2. We are committed to advancing the understanding of sustainability. This means testing and elaborating the theory, for without theory there is no learning—just facts and details without a unifying framework. The Montreal Criteria and Indicators are a representation of the current theory of sustainable resource management. As we apply criteria in promoting sustainable practices and as we measure indicators, we will better understand if they adequately define the notion of sustainability, and we will learn where there are gaps in our understanding of the concept as well as gaps in our application of sustainable management practices. A 12-nation test of this theory will be a powerful learning experience.
3. We are committed to the practical application of sustainable management on the land in the United States. The Montreal Criteria and Indicators provide a unifying framework and a common language that lets us articulate national goals of sustainability that can be translated to actions on the ground by millions of landowners and managers. Although individual indicators might not be applicable to all local management situations, and others might need to be modified to be applicable locally, a common language and a common understanding is critical to higher level goal setting which can then be translated to specific desired conditions and actions at the forest management unit level.
Resource management within a national context (needs, wants, goals, objectives, capability) is always a matter of balancing global, top-down interests and policies with local, community, bottom-up interests and capacity to do work on the land.
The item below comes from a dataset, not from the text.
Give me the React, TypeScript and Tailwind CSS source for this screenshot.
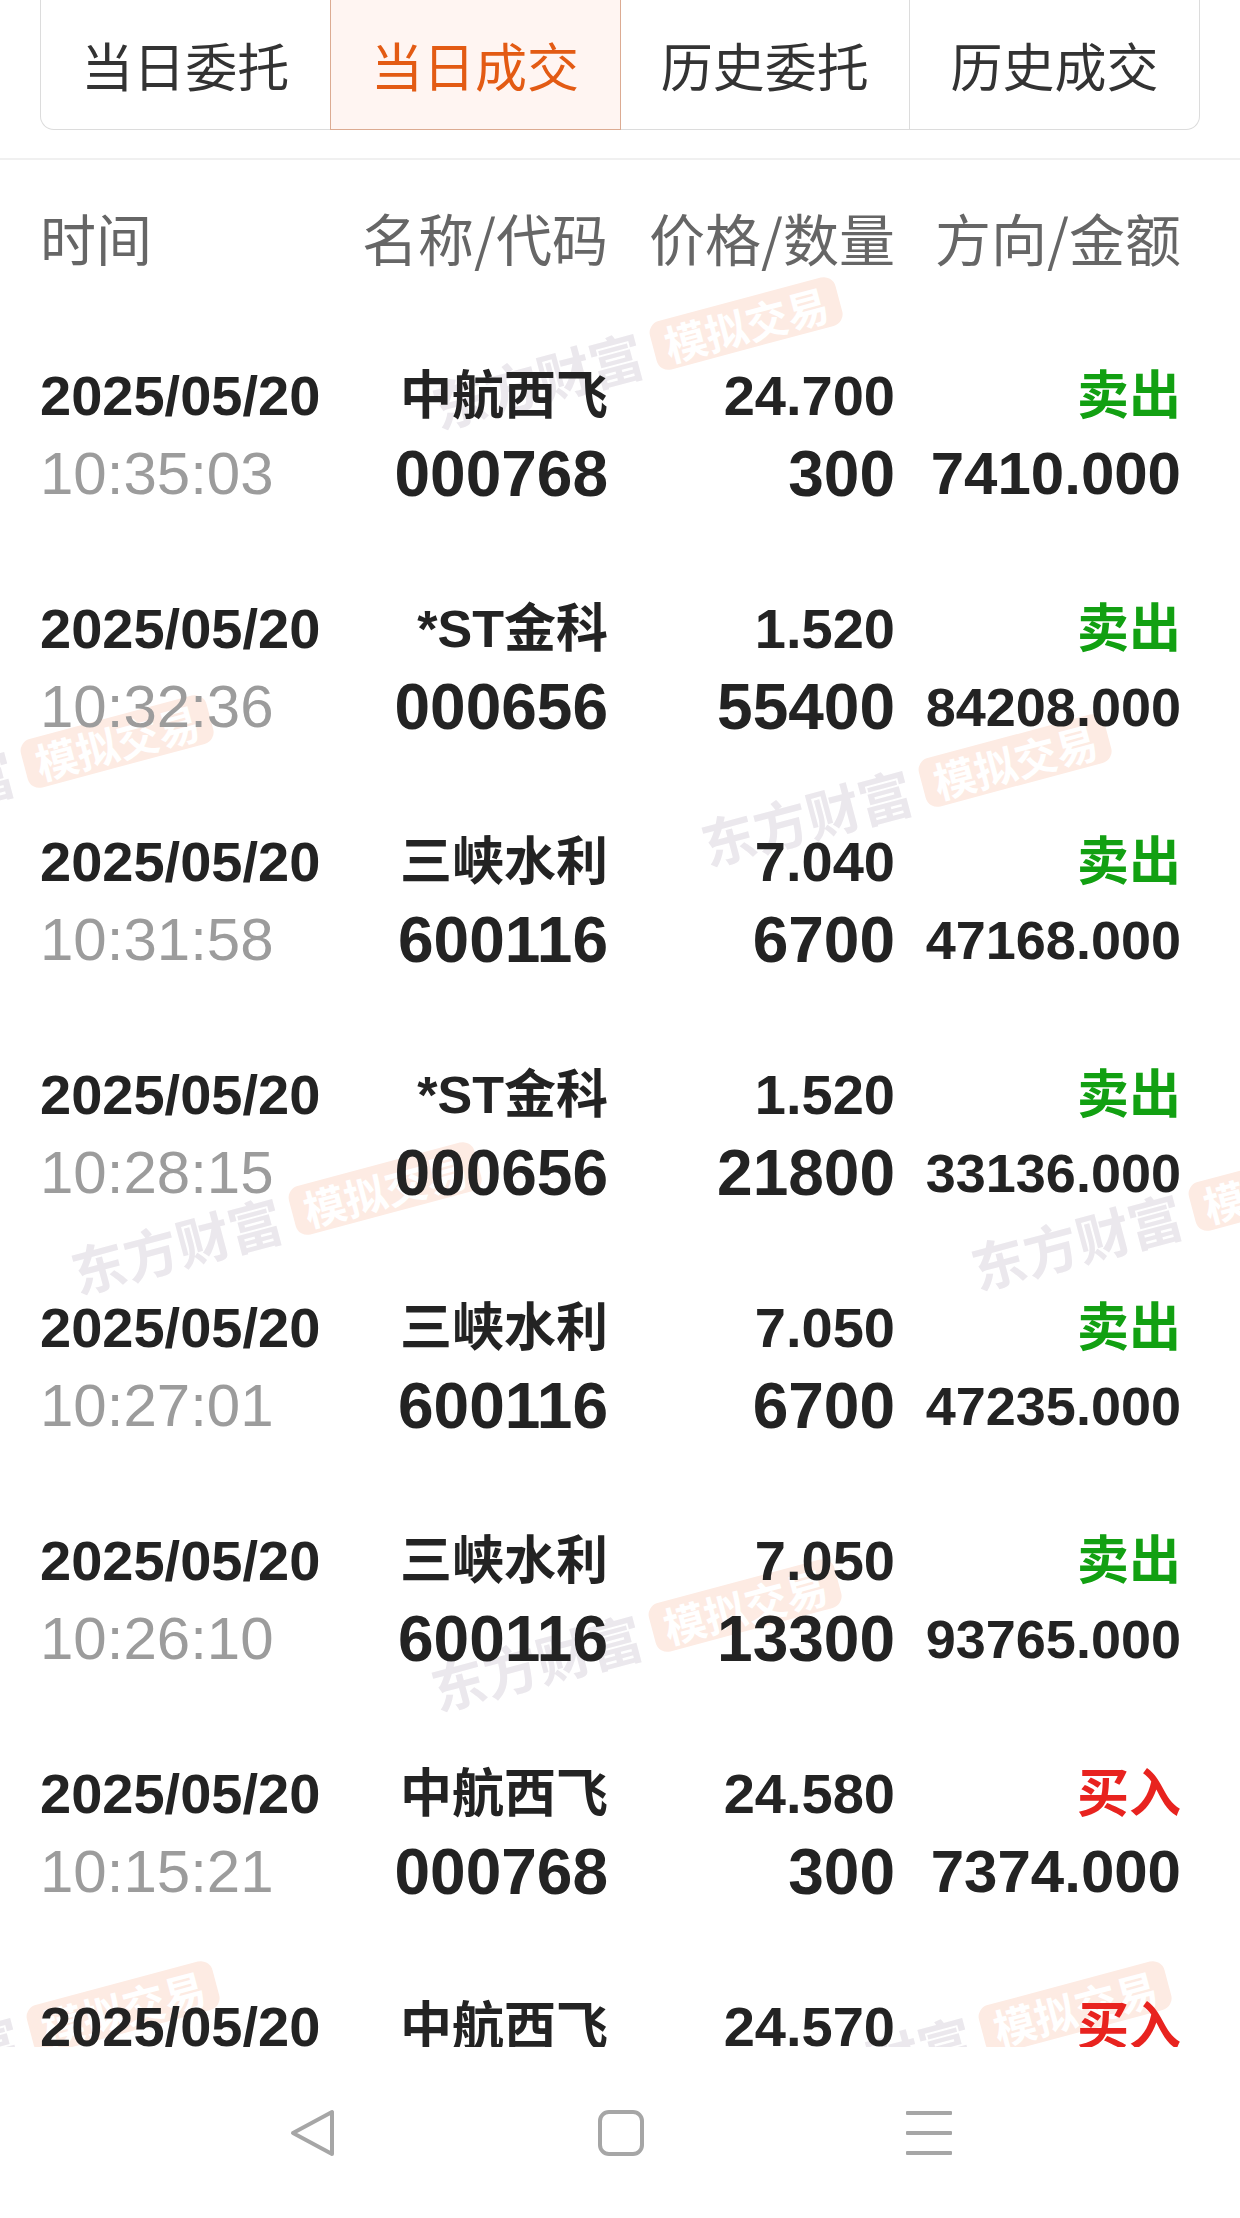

To make sense of this balancing act, it is useful (if not essential) to share a common framework for talking about the world and, ultimately, understanding the world. Sustainable resource management has such a framework in the Montreal Criteria and Indicators. They are a necessary condition to enable us to measure, assess, and report on our progress along the path to national sustainable management across the landscape; they are a necessary condition to help translate national intent to regional and local decisions and actions; and they are a necessary condition to scale-up or aggregate local conditions to an understanding of the national picture. Although they are not perfect, they are sufficient in breadth, clarity, and conciseness to promote a common understanding of our status and progress.